"""

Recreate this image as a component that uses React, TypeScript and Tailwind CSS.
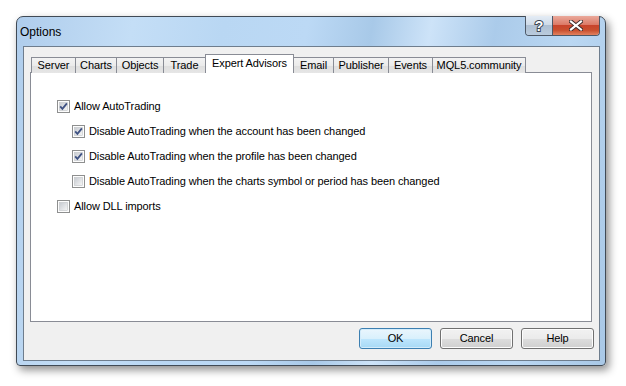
const tabs = [
  { label: "Server", w: 45 },
  { label: "Charts", w: 41 },
  { label: "Objects", w: 47 },
  { label: "Trade", w: 42 },
  { label: "Expert Advisors", w: 88, active: true },
  { label: "Email", w: 40 },
  { label: "Publisher", w: 55 },
  { label: "Events", w: 44 },
  { label: "MQL5.community", w: 93 },
];

const Check = ({ on }: { on: boolean }) => (
  <svg width="13" height="13" viewBox="0 0 13 13" className="shrink-0">
    <defs>
      <linearGradient id="cbg" x1="0" y1="0" x2="1" y2="1">
        <stop offset="0" stopColor="#c6cad0" />
        <stop offset="1" stopColor="#f7f7f7" />
      </linearGradient>
    </defs>
    <rect x="0.5" y="0.5" width="12" height="12" fill="#fdfdfd" stroke="#8e8f8f" />
    <rect x="2.5" y="2.5" width="8" height="8" fill="url(#cbg)" stroke="#c0c3c7" strokeWidth="0.6" />
    {on && <path d="M3.2 6.3 L5.4 8.8 L9.9 3.4" fill="none" stroke="#3f5283" strokeWidth="1.8" />}
  </svg>
);

const Row = ({ on, label, sub }: { on: boolean; label: string; sub?: boolean }) => (
  <div className={`flex items-center gap-[4px] h-[13px] ${sub ? "pl-[15px]" : ""}`}>
    <Check on={on} />
    <span className="leading-[13px]">{label}</span>
  </div>
);

const Btn = ({ label, focus }: { label: string; focus?: boolean }) => (
  <div
    className={`w-[73px] h-[21px] rounded-[3px] border flex items-center justify-center ${
      focus
        ? "border-[#3c7fb1] bg-[linear-gradient(#eaf6fd_0%,#d9f0fc_50%,#bee6fd_51%,#a7d9f5_100%)] shadow-[inset_0_0_0_1px_#d3ecfb]"
        : "border-[#707070] bg-[linear-gradient(#f2f2f2_0%,#ebebeb_50%,#dddddd_51%,#cfcfcf_100%)] shadow-[inset_0_0_0_1px_#fcfcfc]"
    }`}
  >
    {label}
  </div>
);

export default function App() {
  return (
    <div
      className="w-[626px] h-[386px] bg-white pt-[16px] pl-[16px] text-[11px] tracking-[-0.1px] text-black"
      style={{ fontFamily: '"Liberation Sans", Arial, sans-serif' }}
    >
      <div className="w-[590px] h-[350px] flex flex-col rounded-t-[7px] rounded-b-[4px] border border-[#404a55] bg-[linear-gradient(100deg,#afcdec_0%,#c4def6_18%,#b9d7f3_32%,#bcd9f5_45%,#a8c9e8_55%,#cde3f8_64%,#abcbea_74%,#bad7f2_86%,#a9c8e6_100%)] shadow-[3px_4px_9px_rgba(0,0,0,0.45)]">
        <div className="h-[29px] flex items-start shrink-0">
          <div className="pl-[3px] pt-[7px] text-[12px] tracking-normal leading-[16px]">Options</div>
          <div className="ml-auto mr-[5px] mt-[-1px] flex h-[20px] rounded-b-[4px] border border-t-0 border-[#4d5866] overflow-hidden">
            <div className="w-[27px] border-r border-[#4d5866] bg-[linear-gradient(#e4ecf5_0%,#cfdbe8_45%,#aebfd2_50%,#b9cbdd_100%)] flex items-center justify-center">
              <svg width="12" height="16" viewBox="0 0 12 16">
                <text
                  x="6"
                  y="13"
                  textAnchor="middle"
                  fontSize="14"
                  fontWeight="bold"
                  fontFamily="Liberation Sans, Arial, sans-serif"
                  fill="#ffffff"
                  stroke="#3c4654"
                  strokeWidth="2"
                  paintOrder="stroke"
                >
                  ?
                </text>
              </svg>
            </div>
            <div className="w-[46px] bg-[linear-gradient(#eaa99b_0%,#dc7b68_45%,#c8442c_50%,#c9502f_75%,#e2825f_100%)] flex items-center justify-center">
              <svg width="14" height="11" viewBox="0 0 14 11">
                <path d="M2 1.5 L12 9.5 M12 1.5 L2 9.5" stroke="#3b2a2a" strokeWidth="4" strokeLinecap="square" />
                <path d="M2 1.5 L12 9.5 M12 1.5 L2 9.5" stroke="#ffffff" strokeWidth="2.2" strokeLinecap="square" />
              </svg>
            </div>
          </div>
        </div>
        <div className="ml-[6px] mr-[5px] mb-[4px] flex-1 border border-[#6e7d8d] bg-[#f0f0f0] flex flex-col">
          <div className="pt-[7px] pl-[6px] pr-[7px]">
            <div className="flex items-end h-[19px] pl-[1px] relative z-10 mb-[-1px]">
              {tabs.map((t, i) =>
                t.active ? (
                  <div
                    key={t.label}
                    style={{ width: t.w + 1 }}
                    className="h-[19px] bg-white border border-b-0 border-[#898c95] flex items-start justify-center pt-[2px] leading-[13px] -ml-px"
                  >
                    {t.label}
                  </div>
                ) : (
                  <div
                    key={t.label}
                    style={{ width: i === 0 ? t.w : t.w + 1 }}
                    className="h-[16px] bg-[linear-gradient(#f3f3f3_0%,#ebebeb_50%,#dedede_51%,#e6e6e6_100%)] border border-b-0 border-[#898c95] flex items-center justify-center leading-[13px] -ml-px first:ml-0"
                  >
                    {t.label}
                  </div>
                )
              )}
            </div>
            <div className="h-[250px] bg-white border border-[#898c95] pt-[27px] pl-[26px] flex flex-col gap-[12px]">
              <Row on label="Allow AutoTrading" />
              <Row on sub label="Disable AutoTrading when the account has been changed" />
              <Row on sub label="Disable AutoTrading when the profile has been changed" />
              <Row on={false} sub label="Disable AutoTrading when the charts symbol or period has been changed" />
              <Row on={false} label="Allow DLL imports" />
            </div>
          </div>
          <div className="flex justify-end gap-[8px] pr-[5px] mt-[6px]">
            <Btn label="OK" focus />
            <Btn label="Cancel" />
            <Btn label="Help" />
          </div>
        </div>
      </div>
    </div>
  );
}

"""

WORK TO COMPLETE: Every line of the material is to be quoted exactly, with no pictures carried over.

SOLUTION:
Recreate this image as a component that uses React, TypeScript and Tailwind CSS.
const tabs = [
  { label: "Server", w: 45 },
  { label: "Charts", w: 41 },
  { label: "Objects", w: 47 },
  { label: "Trade", w: 42 },
  { label: "Expert Advisors", w: 88, active: true },
  { label: "Email", w: 40 },
  { label: "Publisher", w: 55 },
  { label: "Events", w: 44 },
  { label: "MQL5.community", w: 93 },
];

const Check = ({ on }: { on: boolean }) => (
  <svg width="13" height="13" viewBox="0 0 13 13" className="shrink-0">
    <defs>
      <linearGradient id="cbg" x1="0" y1="0" x2="1" y2="1">
        <stop offset="0" stopColor="#c6cad0" />
        <stop offset="1" stopColor="#f7f7f7" />
      </linearGradient>
    </defs>
    <rect x="0.5" y="0.5" width="12" height="12" fill="#fdfdfd" stroke="#8e8f8f" />
    <rect x="2.5" y="2.5" width="8" height="8" fill="url(#cbg)" stroke="#c0c3c7" strokeWidth="0.6" />
    {on && <path d="M3.2 6.3 L5.4 8.8 L9.9 3.4" fill="none" stroke="#3f5283" strokeWidth="1.8" />}
  </svg>
);

const Row = ({ on, label, sub }: { on: boolean; label: string; sub?: boolean }) => (
  <div className={`flex items-center gap-[4px] h-[13px] ${sub ? "pl-[15px]" : ""}`}>
    <Check on={on} />
    <span className="leading-[13px]">{label}</span>
  </div>
);

const Btn = ({ label, focus }: { label: string; focus?: boolean }) => (
  <div
    className={`w-[73px] h-[21px] rounded-[3px] border flex items-center justify-center ${
      focus
        ? "border-[#3c7fb1] bg-[linear-gradient(#eaf6fd_0%,#d9f0fc_50%,#bee6fd_51%,#a7d9f5_100%)] shadow-[inset_0_0_0_1px_#d3ecfb]"
        : "border-[#707070] bg-[linear-gradient(#f2f2f2_0%,#ebebeb_50%,#dddddd_51%,#cfcfcf_100%)] shadow-[inset_0_0_0_1px_#fcfcfc]"
    }`}
  >
    {label}
  </div>
);

export default function App() {
  return (
    <div
      className="w-[626px] h-[386px] bg-white pt-[16px] pl-[16px] text-[11px] tracking-[-0.1px] text-black"
      style={{ fontFamily: '"Liberation Sans", Arial, sans-serif' }}
    >
      <div className="w-[590px] h-[350px] flex flex-col rounded-t-[7px] rounded-b-[4px] border border-[#404a55] bg-[linear-gradient(100deg,#afcdec_0%,#c4def6_18%,#b9d7f3_32%,#bcd9f5_45%,#a8c9e8_55%,#cde3f8_64%,#abcbea_74%,#bad7f2_86%,#a9c8e6_100%)] shadow-[3px_4px_9px_rgba(0,0,0,0.45)]">
        <div className="h-[29px] flex items-start shrink-0">
          <div className="pl-[3px] pt-[7px] text-[12px] tracking-normal leading-[16px]">Options</div>
          <div className="ml-auto mr-[5px] mt-[-1px] flex h-[20px] rounded-b-[4px] border border-t-0 border-[#4d5866] overflow-hidden">
            <div className="w-[27px] border-r border-[#4d5866] bg-[linear-gradient(#e4ecf5_0%,#cfdbe8_45%,#aebfd2_50%,#b9cbdd_100%)] flex items-center justify-center">
              <svg width="12" height="16" viewBox="0 0 12 16">
                <text
                  x="6"
                  y="13"
                  textAnchor="middle"
                  fontSize="14"
                  fontWeight="bold"
                  fontFamily="Liberation Sans, Arial, sans-serif"
                  fill="#ffffff"
                  stroke="#3c4654"
                  strokeWidth="2"
                  paintOrder="stroke"
                >
                  ?
                </text>
              </svg>
            </div>
            <div className="w-[46px] bg-[linear-gradient(#eaa99b_0%,#dc7b68_45%,#c8442c_50%,#c9502f_75%,#e2825f_100%)] flex items-center justify-center">
              <svg width="14" height="11" viewBox="0 0 14 11">
                <path d="M2 1.5 L12 9.5 M12 1.5 L2 9.5" stroke="#3b2a2a" strokeWidth="4" strokeLinecap="square" />
                <path d="M2 1.5 L12 9.5 M12 1.5 L2 9.5" stroke="#ffffff" strokeWidth="2.2" strokeLinecap="square" />
              </svg>
            </div>
          </div>
        </div>
        <div className="ml-[6px] mr-[5px] mb-[4px] flex-1 border border-[#6e7d8d] bg-[#f0f0f0] flex flex-col">
          <div className="pt-[7px] pl-[6px] pr-[7px]">
            <div className="flex items-end h-[19px] pl-[1px] relative z-10 mb-[-1px]">
              {tabs.map((t, i) =>
                t.active ? (
                  <div
                    key={t.label}
                    style={{ width: t.w + 1 }}
                    className="h-[19px] bg-white border border-b-0 border-[#898c95] flex items-start justify-center pt-[2px] leading-[13px] -ml-px"
                  >
                    {t.label}
                  </div>
                ) : (
                  <div
                    key={t.label}
                    style={{ width: i === 0 ? t.w : t.w + 1 }}
                    className="h-[16px] bg-[linear-gradient(#f3f3f3_0%,#ebebeb_50%,#dedede_51%,#e6e6e6_100%)] border border-b-0 border-[#898c95] flex items-center justify-center leading-[13px] -ml-px first:ml-0"
                  >
                    {t.label}
                  </div>
                )
              )}
            </div>
            <div className="h-[250px] bg-white border border-[#898c95] pt-[27px] pl-[26px] flex flex-col gap-[12px]">
              <Row on label="Allow AutoTrading" />
              <Row on sub label="Disable AutoTrading when the account has been changed" />
              <Row on sub label="Disable AutoTrading when the profile has been changed" />
              <Row on={false} sub label="Disable AutoTrading when the charts symbol or period has been changed" />
              <Row on={false} label="Allow DLL imports" />
            </div>
          </div>
          <div className="flex justify-end gap-[8px] pr-[5px] mt-[6px]">
            <Btn label="OK" focus />
            <Btn label="Cancel" />
            <Btn label="Help" />
          </div>
        </div>
      </div>
    </div>
  );
}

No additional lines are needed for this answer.